Dataset items:
## begin

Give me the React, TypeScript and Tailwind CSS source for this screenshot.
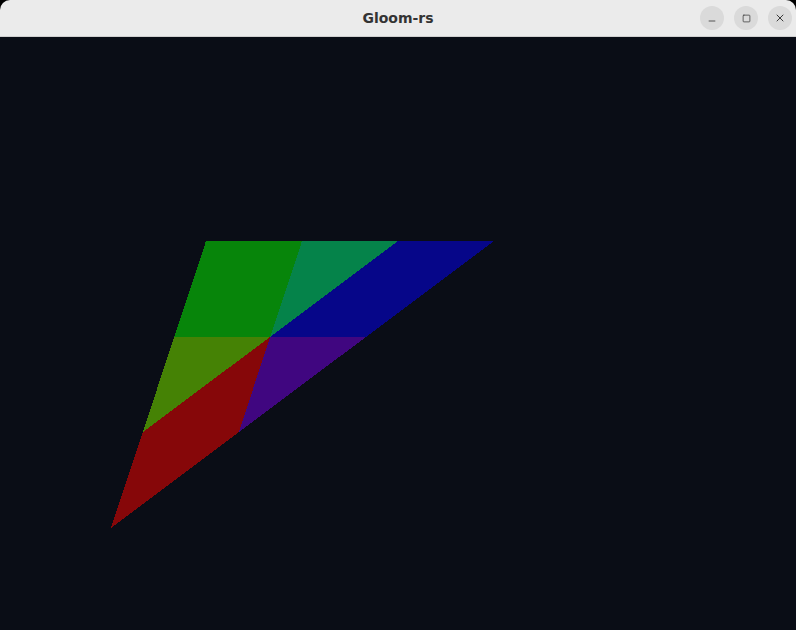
import { X, Minus, Square } from 'lucide-react';

// vertices of the rendered triangle, in page pixels
const A: [number, number] = [206, 241];
const B: [number, number] = [494, 241];
const D: [number, number] = [111, 528];

const lerp = (p: [number, number], q: [number, number], t: number): [number, number] => [
  p[0] + (q[0] - p[0]) * t,
  p[1] + (q[1] - p[1]) * t,
];

const C: [number, number] = [(A[0] + B[0] + D[0]) / 3, (A[1] + B[1] + D[1]) / 3];
const ab1 = lerp(A, B, 1 / 3);
const ab2 = lerp(A, B, 2 / 3);
const bd1 = lerp(B, D, 1 / 3);
const bd2 = lerp(B, D, 2 / 3);
const ad1 = lerp(A, D, 1 / 3);
const ad2 = lerp(A, D, 2 / 3);

const pieces: { pts: [number, number][]; fill: string }[] = [
  { pts: [A, ab1, C, ad1], fill: '#07850a' },
  { pts: [ab1, ab2, C], fill: '#05834a' },
  { pts: [ab2, B, bd1, C], fill: '#060689' },
  { pts: [C, bd1, bd2], fill: '#400680' },
  { pts: [C, bd2, D, ad2], fill: '#860709' },
  { pts: [ad1, C, ad2], fill: '#458205' },
];

function TitleButton({ children }: { children: React.ReactNode }) {
  return (
    <div className="w-6 h-6 rounded-full bg-[#dadada] flex items-center justify-center text-[#3a3a3a]">
      {children}
    </div>
  );
}

export default function App() {
  return (
    <div className="w-[796px] h-[630px] bg-black flex flex-col overflow-hidden">
      {/** Title bar */}
      <div className="relative h-[37px] shrink-0 rounded-t-[10px] bg-[#ebebeb] border-b border-[#cfcfcf] flex items-center justify-center">
        <span
          className="text-[14px] font-bold text-[#333333]"
          style={{ fontFamily: '"DejaVu Sans", sans-serif' }}
        >
          Gloom-rs
        </span>
        <div className="absolute right-[4px] top-[6px] flex gap-[10px]">
          <TitleButton>
            <Minus size={10} strokeWidth={2} className="mt-[5px]" />
          </TitleButton>
          <TitleButton>
            <Square size={9} strokeWidth={2} />
          </TitleButton>
          <TitleButton>
            <X size={12} strokeWidth={2} />
          </TitleButton>
        </div>
      </div>
      {/** GL canvas */}
      <div className="flex-1 bg-[#0a0d16]">
        <svg width="796" height="593" viewBox="0 37 796 593" shapeRendering="crispEdges">
          {pieces.map((p, i) => (
            <polygon key={i} points={p.pts.map((v) => v.join(',')).join(' ')} fill={p.fill} />
          ))}
        </svg>
      </div>
    </div>
  );
}
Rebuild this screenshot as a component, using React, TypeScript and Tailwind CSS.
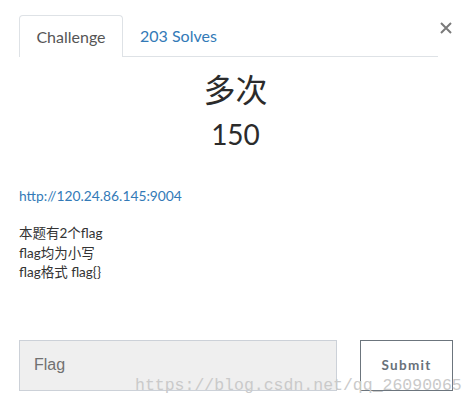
import React from "react";

export default function App() {
  return (
    <div className="relative w-[476px] h-[408px] bg-white overflow-hidden font-['Lato','Noto_Sans_CJK_SC',sans-serif]">
      <div className="pl-[19px] pr-[24px] pt-[15px]">
        <div className="flex items-start">
          <div className="flex-1 flex border-b border-[#dee2e6] h-[42px]">
            <div className="w-[104px] h-[42px] border border-b-0 border-[#dee2e6] rounded-t-[4px] bg-white flex items-center justify-center text-[16px] text-[#555] -mb-px">
              Challenge
            </div>
            <div className="px-[17px] h-[41px] flex items-center text-[16px] text-[#337ab7]">
              203 Solves
            </div>
          </div>
          <button className="w-[13px] ml-px mt-[7px] flex items-center justify-center">
            <svg width="12" height="12" viewBox="0 0 12 12">
              <path d="M1 1L11 11M11 1L1 11" stroke="#7a7a7a" strokeWidth="2" />
            </svg>
          </button>
        </div>

        <div className="flex flex-col items-center pt-[13px]">
          <div className="text-[32px] leading-[40px] text-[#2b2b2b]">多次</div>
          <div className="text-[28px] leading-[36px] text-[#2b2b2b] mt-[6px]">150</div>
        </div>

        <div className="mt-[34px] text-[13.8px] leading-[20px] text-[#337ab7]">
          http://120.24.86.145:9004
        </div>

        <div className="mt-[18px] text-[13.5px] leading-[19.5px] text-[#333]">
          <div>本题有2个flag</div>
          <div>flag均为小写</div>
          <div>flag格式 flag{"{}"}</div>
        </div>

        <div className="flex mt-[57px] justify-between">
          <div className="w-[318px] h-[51px] bg-[#efefef] border border-[#ccd1d8] flex items-center pl-[14px] text-[16px] text-[#717171] font-['Liberation_Sans',sans-serif]">
            Flag
          </div>
          <button className="w-[93px] h-[51px] border border-[#6c757d] flex items-center justify-center text-[13.5px] font-bold tracking-[1.3px] text-[#68717a] mr-[-1px]">
            Submit
          </button>
        </div>
      </div>

      <div className="absolute left-[135px] top-[376px] text-[16.5px] leading-[20px] text-[#cacaca] font-['Liberation_Mono',monospace] whitespace-nowrap pointer-events-none">
        https://blog.csdn.net/qq_26090065
      </div>
    </div>
  );
}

## end

SET PROBLEM
Say how many lines include the word "this"; reply with the number alone.

RESULT BELOW
2